Talvez fosse um filólogo, um dicionarista, um reles diletante, mas, apesar de consultar jornalistas, no privado e em rede social, não descobri quem era aquele Chico Xavier das palavralmas. Muitos apostaram no Joaquim Ferreira dos Santos, que costuma usar gírias de décadas distantes e, em alguns casos, se expressa com antigualhas dos tempos do onça, mas Joaquim só espicaça uma coisa aqui e outra ali por puro deleite estético, para dar sabor ao texto. O outro, não. Ele montava um bloco hermético, que, para ser decifrado, primeiro exigia a consulta do significado de cada palavra — naquela época, em dicionários pesados e quase sempre velhos —, depois cobrava a compreensão do conjunto, ou seja, da sequência dada às palavras, algumas ornadas de aspas ou escritas em itálico e, quando necessário e até exageradamente, separadas por vírgula, ponto e vírgula, dois-pontos, reticências, travessão, parêntese, exclamações e interrogações. Não era fácil e, confesso, jamais avancei além de umas poucas orações, nunca chegando ao fim do primeiro parágrafo.

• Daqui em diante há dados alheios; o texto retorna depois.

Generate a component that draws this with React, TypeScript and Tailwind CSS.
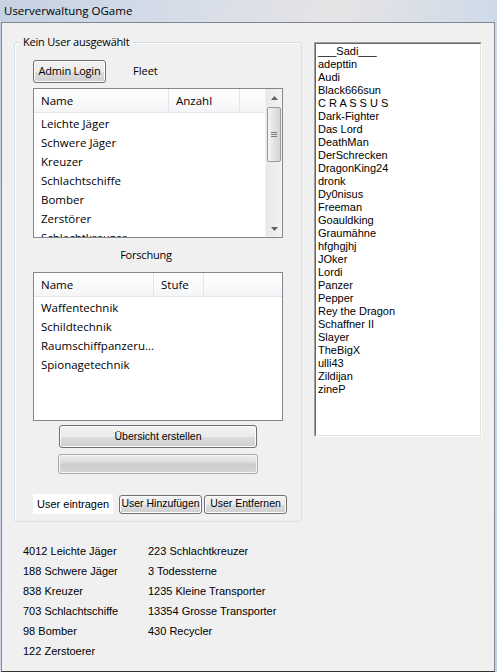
const SEGOE = "font-['Open_Sans',sans-serif]";
const MSS = "font-['Liberation_Sans',Arial,sans-serif]";

const FLEET = [
  'Leichte Jäger',
  'Schwere Jäger',
  'Kreuzer',
  'Schlachtschiffe',
  'Bomber',
  'Zerstörer',
  'Schlachtkreuzer',
];

const RESEARCH = ['Waffentechnik', 'Schildtechnik', 'Raumschiffpanzeru...', 'Spionagetechnik'];

const USERS = [
  '___Sadi___',
  'adepttin',
  'Audi',
  'Black666sun',
  'C R A S S U S',
  'Dark-Fighter',
  'Das Lord',
  'DeathMan',
  'DerSchrecken',
  'DragonKing24',
  'dronk',
  'Dy0nisus',
  'Freeman',
  'Goauldking',
  'Graumähne',
  'hfghgjhj',
  'JOker',
  'Lordi',
  'Panzer',
  'Pepper',
  'Rey the Dragon',
  'Schaffner II',
  'Slayer',
  'TheBigX',
  'ulli43',
  'Zildijan',
  'zineP',
];

const SUMMARY_LEFT = [
  '4012 Leichte Jäger',
  '188 Schwere Jäger',
  '838 Kreuzer',
  '703 Schlachtschiffe',
  '98 Bomber',
  '122 Zerstoerer',
];

const SUMMARY_RIGHT = [
  '223 Schlachtkreuzer',
  '3 Todessterne',
  '1235 Kleine Transporter',
  '13354 Grosse Transporter',
  '430 Recycler',
];

const BTN =
  'border border-[#707070] rounded-[3px] bg-[linear-gradient(to_bottom,#f2f2f2_0%,#ebebeb_50%,#dddddd_50%,#cfcfcf_100%)] shadow-[inset_0_0_0_1px_#fcfcfc] text-black flex items-center justify-center whitespace-nowrap';

function Header({ cols }: { cols: { label: string; w: string }[] }) {
  return (
    <div className="flex h-[24px] shrink-0 bg-[linear-gradient(to_bottom,#ffffff,#f4f5f7)] border-b border-[#e3e5e8]">
      {cols.map((c) => (
        <div
          key={c.label}
          className={`${c.w} h-full flex items-center pl-[7px] border-r border-[#e3e5e8] text-[11.5px] text-black`}
        >
          {c.label}
        </div>
      ))}
      <div className="flex-1" />
    </div>
  );
}

function Scrollbar() {
  return (
    <div className="w-[17px] h-full flex flex-col bg-[linear-gradient(to_right,#e8e8e8,#f3f3f3)] border-l border-[#f0f0f0]">
      <div className="h-[17px] flex items-center justify-center">
        <svg width="7" height="4" viewBox="0 0 7 4">
          <path d="M0 4 L3.5 0 L7 4 Z" fill="#606060" />
        </svg>
      </div>
      <div className="mt-[1px] mx-[1px] h-[55px] rounded-[2px] border border-[#9a9a9a] bg-[linear-gradient(to_right,#f4f4f4,#e3e3e3_50%,#d6d6d6)] flex flex-col items-center justify-center gap-[1px]">
        <div className="w-[6px] h-px bg-[#7a7a7a]" />
        <div className="w-[6px] h-px bg-[#7a7a7a]" />
        <div className="w-[6px] h-px bg-[#7a7a7a]" />
      </div>
      <div className="flex-1" />
      <div className="h-[17px] flex items-center justify-center">
        <svg width="7" height="4" viewBox="0 0 7 4">
          <path d="M0 0 L3.5 4 L7 0 Z" fill="#606060" />
        </svg>
      </div>
    </div>
  );
}

function Rows({ items }: { items: string[] }) {
  return (
    <div className="flex-1 overflow-hidden pt-[1px]">
      {items.map((it) => (
        <div key={it} className="h-[19px] flex items-center pl-[7px] text-[11.5px] text-black whitespace-nowrap">
          {it}
        </div>
      ))}
    </div>
  );
}

export default function App() {
  return (
    <div className="w-[497px] h-[672px] overflow-hidden flex flex-col bg-[linear-gradient(100deg,#c5d2e2_0%,#d6dde9_30%,#e6e4e6_55%,#cfdbe8_80%,#bfd3e6_100%)]">
      {/* title bar */}
      <div className={`h-[22px] shrink-0 flex items-center pl-[4px] pb-[1px] text-[11.5px] text-black ${SEGOE}`}>
        Userverwaltung OGame
      </div>

      {/* client */}
      <div className="ml-px w-[494px] h-[650px] shrink-0 border border-[#7d8894] border-b-[#2f3529] bg-[#f0f0f0] flex flex-col">
        <div className="flex pl-[12px] pt-[19px] gap-[12px]">
          {/* group box */}
          <div className={`relative w-[288px] h-[480px] border border-[#d5dfe5] rounded-[3px] shadow-[inset_1px_1px_0_#ffffff] flex flex-col ${SEGOE}`}>
            <span className="absolute left-[6px] top-[-9px] px-[2px] bg-[#f0f0f0] text-[11px] tracking-[-0.2px] leading-[16px] text-black">
              Kein User ausgewählt
            </span>

            <div className="flex items-center mt-[17px] ml-[18px]">
              <div className={`${BTN} w-[73px] h-[23px] text-[11px] tracking-[-0.2px]`}>Admin Login</div>
              <span className="ml-[27px] text-[11px] text-black">Fleet</span>
            </div>

            {/* fleet list */}
            <div className="mt-[5px] ml-[18px] w-[250px] h-[150px] border border-[#828790] bg-white flex">
              <div className="flex-1 flex flex-col min-w-0">
                <Header
                  cols={[
                    { label: 'Name', w: 'w-[135px]' },
                    { label: 'Anzahl', w: 'w-[71px]' },
                  ]}
                />
                <Rows items={FLEET} />
              </div>
              <Scrollbar />
            </div>

            <div className="mt-[9px] h-[16px] flex items-center justify-center text-[11px] tracking-[-0.2px] text-black pr-[24px]">
              Forschung
            </div>

            {/* research list */}
            <div className="mt-[9px] ml-[18px] w-[250px] h-[149px] border border-[#828790] bg-white flex flex-col">
              <Header
                cols={[
                  { label: 'Name', w: 'w-[120px]' },
                  { label: 'Stufe', w: 'w-[50px]' },
                ]}
              />
              <Rows items={RESEARCH} />
            </div>

            <div className={`${BTN} ${MSS} mt-[4px] ml-[44px] w-[198px] h-[23px] text-[10.5px]`}>Übersicht erstellen</div>

            <div className="mt-[6px] ml-[43px] w-[200px] h-[20px] rounded-[3px] border border-[#a8a8a8] bg-[linear-gradient(to_bottom,#eeeeee_0%,#e2e2e2_30%,#cdcdcd_55%,#d6d6d6_100%)] shadow-[inset_0_0_0_1px_#f5f5f5]" />

            <div className={`mt-[20px] ml-[18px] flex items-center ${MSS} text-[10.5px]`}>
              <div className="w-[80px] h-[20px] bg-white flex items-center pl-[4px] text-[11px] text-black whitespace-nowrap">User eintragen</div>
              <div className={`${BTN} ml-[6px] w-[83px] h-[19px]`}>User Hinzufügen</div>
              <div className={`${BTN} ml-[2px] w-[83px] h-[19px]`}>User Entfernen</div>
            </div>
          </div>

          {/* user listbox */}
          <div className="w-[168px] h-[395px] border border-[#a0a0a0] border-b-white border-r-white bg-[#f0f0f0]">
            <div className="w-full h-full border border-[#696969] border-b-[#e3e3e3] border-r-[#e3e3e3] bg-white p-[1px] pl-[2px]">
              {USERS.map((u) => (
                <div key={u} className={`h-[13px] leading-[13px] text-[11px] text-black whitespace-pre ${MSS}`}>
                  {u}
                </div>
              ))}
            </div>
          </div>
        </div>

        {/* summary */}
        <div className={`mt-[19px] ml-[21px] flex ${MSS} text-[11px] text-black`}>
          <div className="w-[125px] flex flex-col">
            {SUMMARY_LEFT.map((s) => (
              <div key={s} className="h-[20px] flex items-center">
                {s}
              </div>
            ))}
          </div>
          <div className="flex flex-col">
            {SUMMARY_RIGHT.map((s) => (
              <div key={s} className="h-[20px] flex items-center">
                {s}
              </div>
            ))}
          </div>
        </div>
      </div>
    </div>
  );
}
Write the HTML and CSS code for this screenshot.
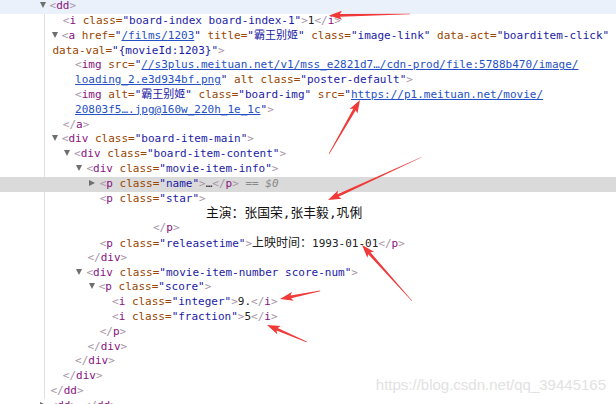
FILE: index.html
```html
<!DOCTYPE html>
<html lang="zh">
<head>
    <meta charset="UTF-8">
    <title>Elements</title>
    <link rel="stylesheet" href="styles.css">
</head>
<body>
    <div class="tree">
        <div class="ln d0 hover"><span class="tw open"></span><span class="b">&lt;</span><span class="t">dd</span><span class="b">&gt;</span></div>
        <div class="kids">
            <div class="ln d1"><span class="b">&lt;</span><span class="t">i</span> <span class="a">class=</span><span class="v">"board-index board-index-1"</span><span class="b">&gt;</span>1<span class="b">&lt;/</span><span class="t">i</span><span class="b">&gt;</span></div>
            <div class="ln d1"><span class="tw open"></span><span class="b">&lt;</span><span class="t">a</span> <span class="a">href=</span><span class="v">"<span class="lk">/films/1203</span>"</span> <span class="a">title=</span><span class="v">"<span class="zh-v">霸王别姬</span>"</span> <span class="a">class=</span><span class="v">"image-link"</span> <span class="a">data-act=</span><span class="v">"boarditem-click"</span></div>
            <div class="ln wrap"><span class="a">data-val=</span><span class="v">"{movieId:1203}"</span><span class="b">&gt;</span></div>
            <div class="ln d2"><span class="b">&lt;</span><span class="t">img</span> <span class="a">src=</span><span class="v">"<span class="lk">//s3plus.meituan.net/v1/mss_e2821d7…/cdn-prod/file:5788b470/image/</span></span></div>
            <div class="ln d2"><span class="v"><span class="lk">loading_2.e3d934bf.png</span>"</span> <span class="a">alt</span> <span class="a">class=</span><span class="v">"poster-default"</span><span class="b">&gt;</span></div>
            <div class="ln d2"><span class="b">&lt;</span><span class="t">img</span> <span class="a">alt=</span><span class="v">"<span class="zh-v">霸王别姬</span>"</span> <span class="a">class=</span><span class="v">"board-img"</span> <span class="a">src=</span><span class="v">"<span class="lk">https://p1.meituan.net/movie/</span></span></div>
            <div class="ln d2"><span class="v"><span class="lk">20803f5….jpg@160w_220h_1e_1c</span>"</span><span class="b">&gt;</span></div>
            <div class="ln d1"><span class="b">&lt;/</span><span class="t">a</span><span class="b">&gt;</span></div>
            <div class="ln d1"><span class="tw open"></span><span class="b">&lt;</span><span class="t">div</span> <span class="a">class=</span><span class="v">"board-item-main"</span><span class="b">&gt;</span></div>
            <div class="ln d2"><span class="tw open"></span><span class="b">&lt;</span><span class="t">div</span> <span class="a">class=</span><span class="v">"board-item-content"</span><span class="b">&gt;</span></div>
            <div class="ln d3"><span class="tw open"></span><span class="b">&lt;</span><span class="t">div</span> <span class="a">class=</span><span class="v">"movie-item-info"</span><span class="b">&gt;</span></div>
            <div class="ln d4 selected"><span class="tw shut"></span><span class="b">&lt;</span><span class="t">p</span> <span class="a">class=</span><span class="v">"name"</span><span class="b">&gt;</span>…<span class="b">&lt;/</span><span class="t">p</span><span class="b">&gt;</span> <span class="dollar">== $0</span></div>
            <div class="ln d4"><span class="b">&lt;</span><span class="t">p</span> <span class="a">class=</span><span class="v">"star"</span><span class="b">&gt;</span></div>
            <div class="ln star-text">主演：张国荣,张丰毅,巩俐</div>
            <div class="ln p-close"><span class="b">&lt;/</span><span class="t">p</span><span class="b">&gt;</span></div>
            <div class="ln d4"><span class="b">&lt;</span><span class="t">p</span> <span class="a">class=</span><span class="v">"releasetime"</span><span class="b">&gt;</span><span class="zh">上映时间：</span>1993-01-01<span class="b">&lt;/</span><span class="t">p</span><span class="b">&gt;</span></div>
            <div class="ln d3"><span class="b">&lt;/</span><span class="t">div</span><span class="b">&gt;</span></div>
            <div class="ln d3"><span class="tw open"></span><span class="b">&lt;</span><span class="t">div</span> <span class="a">class=</span><span class="v">"movie-item-number score-num"</span><span class="b">&gt;</span></div>
            <div class="ln d4"><span class="tw open"></span><span class="b">&lt;</span><span class="t">p</span> <span class="a">class=</span><span class="v">"score"</span><span class="b">&gt;</span></div>
            <div class="ln d5"><span class="b">&lt;</span><span class="t">i</span> <span class="a">class=</span><span class="v">"integer"</span><span class="b">&gt;</span>9.<span class="b">&lt;/</span><span class="t">i</span><span class="b">&gt;</span></div>
            <div class="ln d5"><span class="b">&lt;</span><span class="t">i</span> <span class="a">class=</span><span class="v">"fraction"</span><span class="b">&gt;</span>5<span class="b">&lt;/</span><span class="t">i</span><span class="b">&gt;</span></div>
            <div class="ln d4"><span class="b">&lt;/</span><span class="t">p</span><span class="b">&gt;</span></div>
            <div class="ln d3"><span class="b">&lt;/</span><span class="t">div</span><span class="b">&gt;</span></div>
            <div class="ln d2"><span class="b">&lt;/</span><span class="t">div</span><span class="b">&gt;</span></div>
            <div class="ln d1"><span class="b">&lt;/</span><span class="t">div</span><span class="b">&gt;</span></div>
            <div class="ln d0"><span class="b">&lt;/</span><span class="t">dd</span><span class="b">&gt;</span></div>
        </div>
        <div class="ln d0"><span class="tw shut"></span><span class="b">&lt;</span><span class="t">dd</span><span class="b">&gt;</span>…<span class="b">&lt;/</span><span class="t">dd</span><span class="b">&gt;</span></div>
    </div>

    <!-- red annotation arrows drawn over the screenshot -->
    <svg class="marks" width="616" height="404" viewBox="0 0 616 404">
        <g fill="#f03a3a">
            <polygon transform="translate(329 15.5) rotate(-1.1)" points="0,0 13,-4.5 11,-1.4 81,-0.3 81,0.3 11,1.4 13,4.5"/>
            <polygon transform="translate(360 100) rotate(119.9)" points="0,0 13,-4.5 11,-1.4 62,-0.3 62,0.3 11,1.4 13,4.5"/>
            <polygon transform="translate(328 200) rotate(-24.6)" points="0,0 13,-4.5 11,-1.4 103,-0.2 103,0.2 11,1.4 13,4.5"/>
            <polygon transform="translate(362 245) rotate(48.2)" points="0,0 13,-4.5 11,-1.4 75,-0.3 75,0.3 11,1.4 13,4.5"/>
            <polygon transform="translate(280 299) rotate(-11.3)" points="0,0 13,-4.5 11,-1.4 41,-0.4 41,0.4 11,1.4 13,4.5"/>
            <polygon transform="translate(267 325) rotate(23)" points="0,0 13,-4.5 11,-1.4 43,-0.4 43,0.4 11,1.4 13,4.5"/>
        </g>
    </svg>
    <div class="watermark">https://blog.csdn.net/qq_39445165</div>
</body>
</html>
```

FILE: styles.css
```css
body {
    margin: 0;
    width: 616px;
    height: 404px;
    overflow: hidden;
    position: relative;
    background-color: #fff;
}
.tree {
    margin-top: -0.8px;
    font-family: "DejaVu Sans Mono", "Noto Sans CJK SC", monospace;
    font-size: 11px;
    line-height: 14.8px;
    color: #222;
}
.kids {
    background: linear-gradient(#e0e0e0, #e0e0e0) 44px 0 / 1px 100% no-repeat;
}
.ln {
    height: 14.8px;
    white-space: nowrap;
}
.hover {
    background-color: #ebf1fb;
}
.selected {
    background-color: #dadada;
}
.d0 { padding-left: 50.5px; }
.d1 { padding-left: 62.8px; }
.d2 { padding-left: 75.1px; }
.d3 { padding-left: 87.4px; }
.d4 { padding-left: 99.7px; }
.d5 { padding-left: 112px; }
.wrap { padding-left: 52.5px; }
.star-text {
    padding-left: 206px;
    font-size: 12.8px;
    color: #111;
}
.p-close { padding-left: 153px; }

.tw {
    display: inline-block;
    width: 0;
    height: 0;
    border-style: solid;
    margin-left: -11px;
    vertical-align: 1px;
}
.tw.open {
    border-width: 6px 3.5px 0 3.5px;
    border-color: #6e6e6e transparent transparent transparent;
    margin-right: 4px;
}
.tw.shut {
    border-width: 3.5px 0 3.5px 6px;
    border-color: transparent transparent transparent #6e6e6e;
    margin-right: 5px;
}

.b { color: #a894a6; }
.t { color: #881280; }
.a { color: #994500; }
.v { color: #1a1aa6; }
.lk {
    color: #2551c4;
    text-decoration: underline;
}
.zh { font-size: 12px; }
.zh-v { font-size: 11px; }
.dollar {
    color: #888;
    font-style: italic;
}

.marks {
    position: absolute;
    left: 0;
    top: 0;
}
.watermark {
    position: absolute;
    right: 10px;
    top: 376px;
    font-family: "Liberation Sans", Arial, sans-serif;
    font-size: 15px;
    color: #e2e2e2;
}
```
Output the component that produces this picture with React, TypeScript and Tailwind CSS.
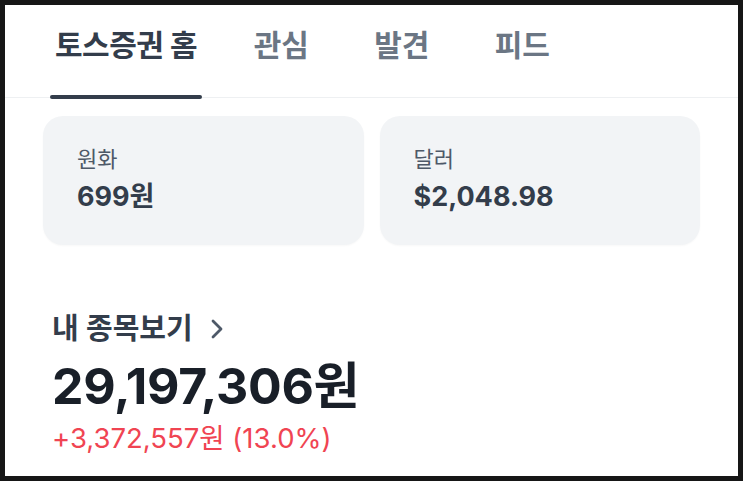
// Écran d'accueil Toss : onglets, soldes et résumé du portefeuille
import React from "react";

const font = { fontFamily: '"Inter", "Noto Sans CJK KR", sans-serif' };

export default function App() {
  const tabs = ["관심", "발견", "피드"];

  return (
    <div className="w-[743px] h-[481px] bg-[#161616] p-[5px]" style={font}>
      <div className="w-full h-full bg-white overflow-hidden">
        {/* onglets du haut */}
        <div className="relative h-[93px] border-b border-[#eef0f2] flex pl-[45px] pt-[22px]">
          <div className="relative w-[152px] h-[36px] text-[30px] leading-[36px] font-bold text-[#333d4b] text-center tracking-[-0.5px]">
            토스증권 홈
            <div className="absolute left-0 right-0 top-[68px] h-[4px] rounded-full bg-[#333d4b]" />
          </div>
          <div className="flex ml-[19px]">
            {tabs.map((t) => (
              <div key={t} className="w-[120.5px] text-center text-[30px] leading-[36px] font-semibold text-[#6b7684]">
                {t}
              </div>
            ))}
          </div>
        </div>

        {/* cartes solde */}
        <div className="flex gap-[16px] px-[38px] mt-[18px]">
          <div className="flex-1 h-[129px] rounded-[20px] bg-[#f2f4f6] pl-[34px] pt-[29px] shadow-[0_1px_2px_rgba(0,0,0,0.03)]">
            <p className="text-[22px] leading-[28px] text-[#4e5968]">원화</p>
            <p className="mt-[7px] text-[27px] leading-[34px] font-bold text-[#333d4b]">699원</p>
          </div>
          <div className="flex-1 h-[129px] rounded-[20px] bg-[#f2f4f6] pl-[34px] pt-[29px] shadow-[0_1px_2px_rgba(0,0,0,0.03)]">
            <p className="text-[22px] leading-[28px] text-[#4e5968]">달러</p>
            <p className="mt-[7px] text-[27px] leading-[34px] font-bold text-[#333d4b]">$2,048.98</p>
          </div>
        </div>

        {/* résumé portefeuille */}
        <div className="px-[47px] mt-[66px]">
          <div className="flex items-center gap-[17px] text-[29px] leading-[36px] font-semibold text-[#333d4b]">
            <span>내 종목보기</span>
            <svg width="14" height="22" viewBox="0 0 14 22" fill="none">
              <path d="M3 3l8 8-8 8" stroke="#4e5968" strokeWidth="2.8" strokeLinecap="round" strokeLinejoin="round" />
            </svg>
          </div>
          <p className="mt-[11px] text-[50px] leading-[56px] font-bold text-[#191f28] tracking-[-0.3px]">29,197,306원</p>
          <p className="mt-[7px] text-[27.5px] leading-[34px] text-[#f04452]">+3,372,557원 (13.0%)</p>
        </div>
      </div>
    </div>
  );
}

Seja como for, e, se não é um dislate o que vou dizer — não sei bem o que eu fazia nos anos de 1980 —, o jornalista cujo nome e existência me escapam é o exemplo fiel do poder mediúnico da crônica, sobre a qual palavras de antanho descem tanto para assombrar gregos e leitores quanto para distrair escritores e troianos. É um luxo essa função açambarcada pelo texto miúdo, criado, segundo Antônio Cândido, para falar da vida ao rés do chão. Como cronista, cioso de meu privilégio e menosprezando os que não gozam da mesma sorte, vasculho romancistas, contistas e poetas e rio dos que não violam, por puro medo, a lápide das palavras mortas, seja num comecinho de noite, seja à meia-noite, quando, mal o sol desponta no horizonte, um jovem de oitenta anos lê, de cabeça para baixo, seu jornal sem letras que diz: “é melhor morrer do que falecer, a terra é uma bola quadrada, que gira parada em torno do nada, sem sair do lugar”.